I want to remind everyone that training is only as useful as you make it. Like a gun, your training will only help you achieve your potential if you work it, learn it, apply it, and actually gain from it. There are far too many yahoos, both pretending to train others, and learning to train from professionals, out there who can make the experience worthless.
With the rise of "main streaming" and all the new kids in the "gun culture" comes a slew of people with more money than sense who will throw perfectly good money away on perfectly useless gimmicks, "tactical" equipment that actually reduces the effectiveness of guns, and also sign up for courses from every Tom, Dick, and Harry that claims false credentials, exaggerates credentials, or will tell you how being a traffic cop in a rich small community for 6 months qualifies him as an "operator". There are to many uninformed people, with too much money to feed a frenzy of junk guns, parts, and bad trainers, so its important you investigate potential trainers to make sure they are reputable, and not just some fancy looking goofballs willing to charge you big money for worthless lessons.

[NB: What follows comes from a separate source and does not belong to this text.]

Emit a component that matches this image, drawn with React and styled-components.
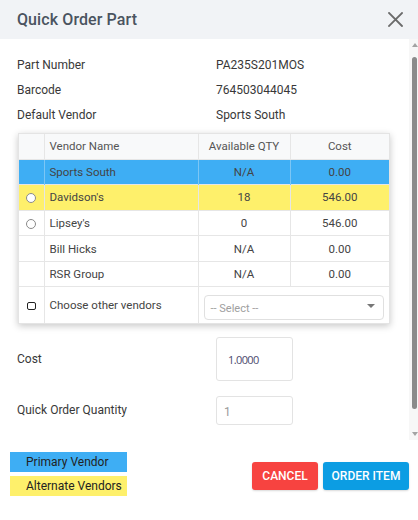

Then we have to take issue with those who simply want to be posers. They buy expensive, top end guns and optics on guns they don't learn to shoot, just to look cool. Same thing with training, there is always some rich person willing to blow some bucks to get a training certificate and not take the training seriously. Getting a gold star is important to these people, not learning an important lesson.
Lastly is the false impression people get that training classes automatically qualify you. Remember that a certificate and training lessons are as good as a gun; only as useful as you make them. Just because you took a class doesn't mean you took something valuable out, YOU have to put the work in and want it, and get it. The certificate or the pat on the back or the receipt for the service are of no value to you, unless that certificate is bullet proof. Only the gains you make, and apply count. Don't let the lessons and classes you take let you fall into complacency, they can be how some people treat a weapon in that they magically think it will ward off evil.
A friend of mine was a rich kid, growing up with world class golfers teaching him how to become a pro golfer. Despite all of this, he is a terrible golfer. Lessons learned, it boils down to your natural talent, dedication, aptitude, and training, with training only releasing potential, not really making the person better, and that training can be frittered away if not used correctly. There are men who have shot more rounds, attended more classes, with better guns, who can't beat others who do far less, who can learn, do learn, and apply themselves.
But it can't be reinforced enough that if you are not going to take lessons seriously and learn from them, don't waste your time and money, or the seat in the course. Its your time, money, and education, don't fritter it away.
Training a good thing, perhaps a requirement for CCW is not the worst idea. In many ways it does fulfill the part of regulated militia by requiring people to become better shooters and potentially better militia members. Should it be a requirement for owning a gun? No. But we should be doing more to promote marksmanship and general military capability of the general population, including promotion of high grade training classes, and perhaps expansion of good programs like the CMP.